Exercise description –
Leaving out the pictures, transcribe all of the records faithfully.

Code that builds pages –
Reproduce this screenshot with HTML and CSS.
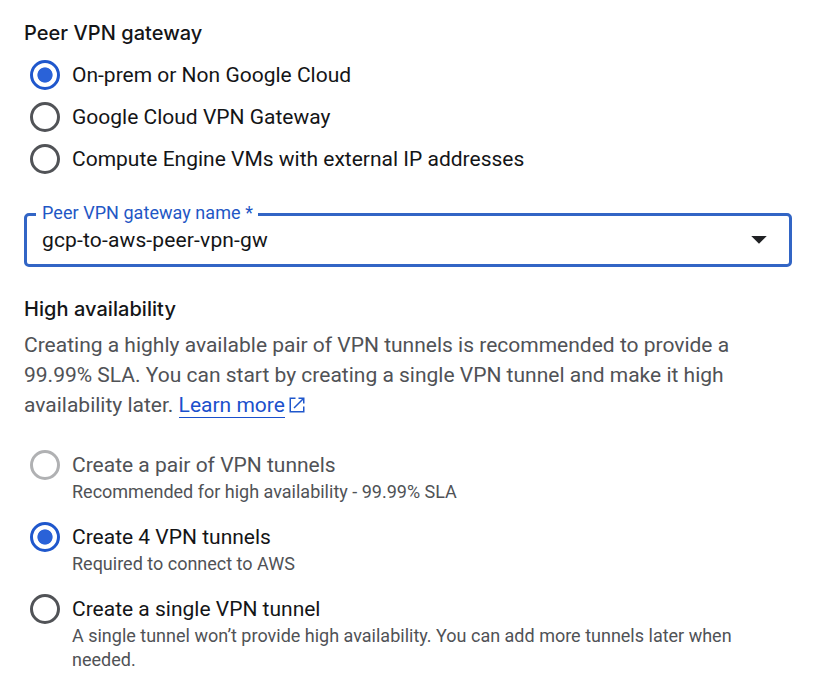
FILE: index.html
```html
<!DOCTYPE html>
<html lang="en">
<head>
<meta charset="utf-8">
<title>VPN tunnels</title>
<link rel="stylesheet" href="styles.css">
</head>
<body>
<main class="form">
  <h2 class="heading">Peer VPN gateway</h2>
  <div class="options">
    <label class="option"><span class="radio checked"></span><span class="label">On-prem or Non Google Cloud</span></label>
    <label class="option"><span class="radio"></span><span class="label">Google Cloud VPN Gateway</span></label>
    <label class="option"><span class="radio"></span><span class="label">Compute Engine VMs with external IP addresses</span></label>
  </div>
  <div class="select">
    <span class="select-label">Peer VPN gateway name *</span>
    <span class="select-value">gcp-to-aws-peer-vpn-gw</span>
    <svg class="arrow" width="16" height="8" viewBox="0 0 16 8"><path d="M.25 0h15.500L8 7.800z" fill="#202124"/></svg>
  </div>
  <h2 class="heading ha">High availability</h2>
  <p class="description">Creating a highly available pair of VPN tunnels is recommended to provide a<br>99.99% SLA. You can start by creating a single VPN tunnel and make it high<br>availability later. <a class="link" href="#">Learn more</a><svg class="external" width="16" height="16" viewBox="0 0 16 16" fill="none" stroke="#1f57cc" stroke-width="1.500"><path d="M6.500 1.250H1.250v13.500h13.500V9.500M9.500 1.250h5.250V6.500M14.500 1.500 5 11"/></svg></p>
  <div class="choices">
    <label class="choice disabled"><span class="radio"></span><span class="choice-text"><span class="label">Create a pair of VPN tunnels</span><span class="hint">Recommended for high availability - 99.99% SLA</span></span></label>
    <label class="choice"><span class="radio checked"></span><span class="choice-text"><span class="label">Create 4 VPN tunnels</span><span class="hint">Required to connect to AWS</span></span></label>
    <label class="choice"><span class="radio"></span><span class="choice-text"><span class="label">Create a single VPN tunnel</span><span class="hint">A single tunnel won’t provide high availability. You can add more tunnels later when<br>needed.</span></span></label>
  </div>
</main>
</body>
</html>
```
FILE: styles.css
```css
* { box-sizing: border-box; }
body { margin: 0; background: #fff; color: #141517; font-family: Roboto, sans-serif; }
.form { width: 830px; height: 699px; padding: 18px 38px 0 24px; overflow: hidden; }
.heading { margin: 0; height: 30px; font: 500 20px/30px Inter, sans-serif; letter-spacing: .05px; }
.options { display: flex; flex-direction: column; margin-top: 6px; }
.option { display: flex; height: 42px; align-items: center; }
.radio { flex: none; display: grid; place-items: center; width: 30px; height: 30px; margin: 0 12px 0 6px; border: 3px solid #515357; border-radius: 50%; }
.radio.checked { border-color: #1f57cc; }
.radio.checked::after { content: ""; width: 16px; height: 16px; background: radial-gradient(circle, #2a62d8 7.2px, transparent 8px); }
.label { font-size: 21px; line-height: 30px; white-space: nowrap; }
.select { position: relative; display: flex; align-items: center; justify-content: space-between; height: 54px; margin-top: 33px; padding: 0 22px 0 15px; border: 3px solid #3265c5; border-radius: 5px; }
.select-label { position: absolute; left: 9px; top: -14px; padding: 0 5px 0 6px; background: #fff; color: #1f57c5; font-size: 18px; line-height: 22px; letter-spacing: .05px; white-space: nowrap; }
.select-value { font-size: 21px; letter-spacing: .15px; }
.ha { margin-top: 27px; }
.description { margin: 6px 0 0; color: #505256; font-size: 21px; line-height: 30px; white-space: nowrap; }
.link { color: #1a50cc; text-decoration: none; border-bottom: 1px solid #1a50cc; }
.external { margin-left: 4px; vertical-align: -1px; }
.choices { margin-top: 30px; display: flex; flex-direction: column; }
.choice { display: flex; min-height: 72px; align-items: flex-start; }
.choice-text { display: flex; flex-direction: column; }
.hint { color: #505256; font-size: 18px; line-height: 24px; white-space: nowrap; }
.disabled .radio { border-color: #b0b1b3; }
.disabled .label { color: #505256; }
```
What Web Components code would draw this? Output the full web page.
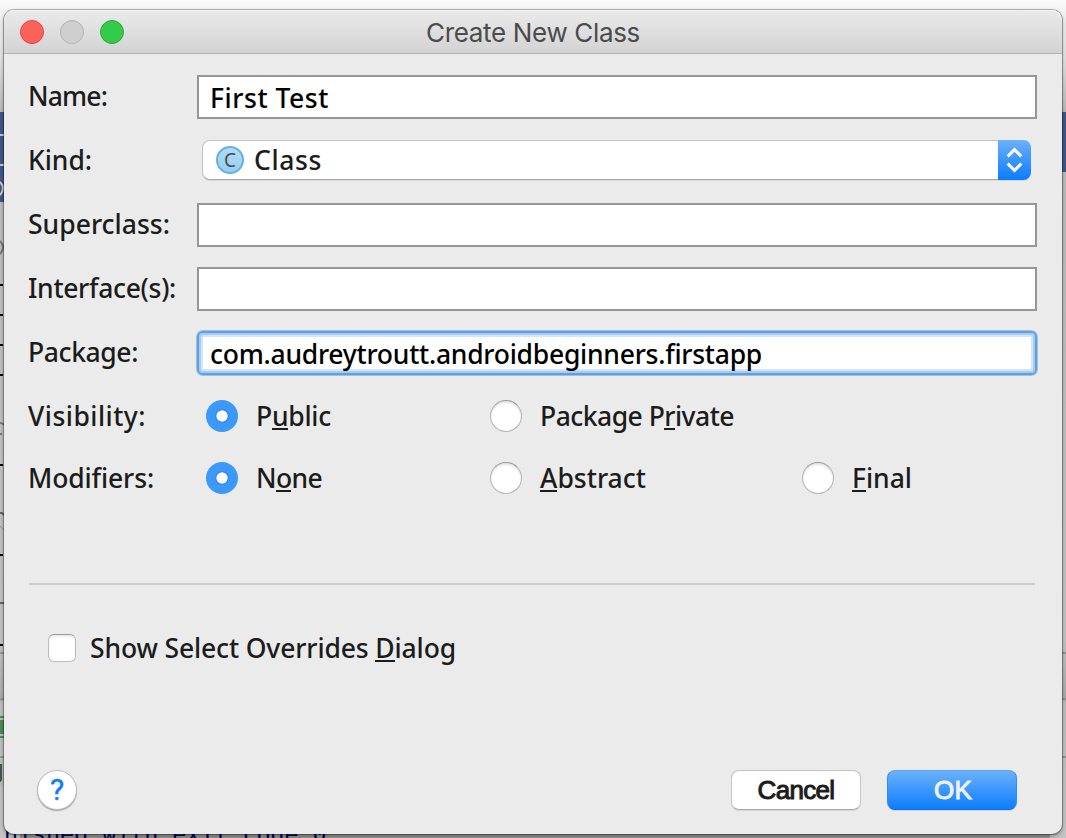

The output –
Reproduce this screenshot with HTML and CSS.
FILE: index.html
```html
<!DOCTYPE html>
<html lang="en">
<head>
<meta charset="utf-8">
<title>VPN tunnels</title>
<link rel="stylesheet" href="styles.css">
</head>
<body>
<main class="form">
  <h2 class="heading">Peer VPN gateway</h2>
  <div class="options">
    <label class="option"><span class="radio checked"></span><span class="label">On-prem or Non Google Cloud</span></label>
    <label class="option"><span class="radio"></span><span class="label">Google Cloud VPN Gateway</span></label>
    <label class="option"><span class="radio"></span><span class="label">Compute Engine VMs with external IP addresses</span></label>
  </div>
  <div class="select">
    <span class="select-label">Peer VPN gateway name *</span>
    <span class="select-value">gcp-to-aws-peer-vpn-gw</span>
    <svg class="arrow" width="16" height="8" viewBox="0 0 16 8"><path d="M.25 0h15.500L8 7.800z" fill="#202124"/></svg>
  </div>
  <h2 class="heading ha">High availability</h2>
  <p class="description">Creating a highly available pair of VPN tunnels is recommended to provide a<br>99.99% SLA. You can start by creating a single VPN tunnel and make it high<br>availability later. <a class="link" href="#">Learn more</a><svg class="external" width="16" height="16" viewBox="0 0 16 16" fill="none" stroke="#1f57cc" stroke-width="1.500"><path d="M6.500 1.250H1.250v13.500h13.500V9.500M9.500 1.250h5.250V6.500M14.500 1.500 5 11"/></svg></p>
  <div class="choices">
    <label class="choice disabled"><span class="radio"></span><span class="choice-text"><span class="label">Create a pair of VPN tunnels</span><span class="hint">Recommended for high availability - 99.99% SLA</span></span></label>
    <label class="choice"><span class="radio checked"></span><span class="choice-text"><span class="label">Create 4 VPN tunnels</span><span class="hint">Required to connect to AWS</span></span></label>
    <label class="choice"><span class="radio"></span><span class="choice-text"><span class="label">Create a single VPN tunnel</span><span class="hint">A single tunnel won’t provide high availability. You can add more tunnels later when<br>needed.</span></span></label>
  </div>
</main>
</body>
</html>
```
FILE: styles.css
```css
* { box-sizing: border-box; }
body { margin: 0; background: #fff; color: #141517; font-family: Roboto, sans-serif; }
.form { width: 830px; height: 699px; padding: 18px 38px 0 24px; overflow: hidden; }
.heading { margin: 0; height: 30px; font: 500 20px/30px Inter, sans-serif; letter-spacing: .05px; }
.options { display: flex; flex-direction: column; margin-top: 6px; }
.option { display: flex; height: 42px; align-items: center; }
.radio { flex: none; display: grid; place-items: center; width: 30px; height: 30px; margin: 0 12px 0 6px; border: 3px solid #515357; border-radius: 50%; }
.radio.checked { border-color: #1f57cc; }
.radio.checked::after { content: ""; width: 16px; height: 16px; background: radial-gradient(circle, #2a62d8 7.2px, transparent 8px); }
.label { font-size: 21px; line-height: 30px; white-space: nowrap; }
.select { position: relative; display: flex; align-items: center; justify-content: space-between; height: 54px; margin-top: 33px; padding: 0 22px 0 15px; border: 3px solid #3265c5; border-radius: 5px; }
.select-label { position: absolute; left: 9px; top: -14px; padding: 0 5px 0 6px; background: #fff; color: #1f57c5; font-size: 18px; line-height: 22px; letter-spacing: .05px; white-space: nowrap; }
.select-value { font-size: 21px; letter-spacing: .15px; }
.ha { margin-top: 27px; }
.description { margin: 6px 0 0; color: #505256; font-size: 21px; line-height: 30px; white-space: nowrap; }
.link { color: #1a50cc; text-decoration: none; border-bottom: 1px solid #1a50cc; }
.external { margin-left: 4px; vertical-align: -1px; }
.choices { margin-top: 30px; display: flex; flex-direction: column; }
.choice { display: flex; min-height: 72px; align-items: flex-start; }
.choice-text { display: flex; flex-direction: column; }
.hint { color: #505256; font-size: 18px; line-height: 24px; white-space: nowrap; }
.disabled .radio { border-color: #b0b1b3; }
.disabled .label { color: #505256; }
```
What Web Components code would draw this? Output the full web page.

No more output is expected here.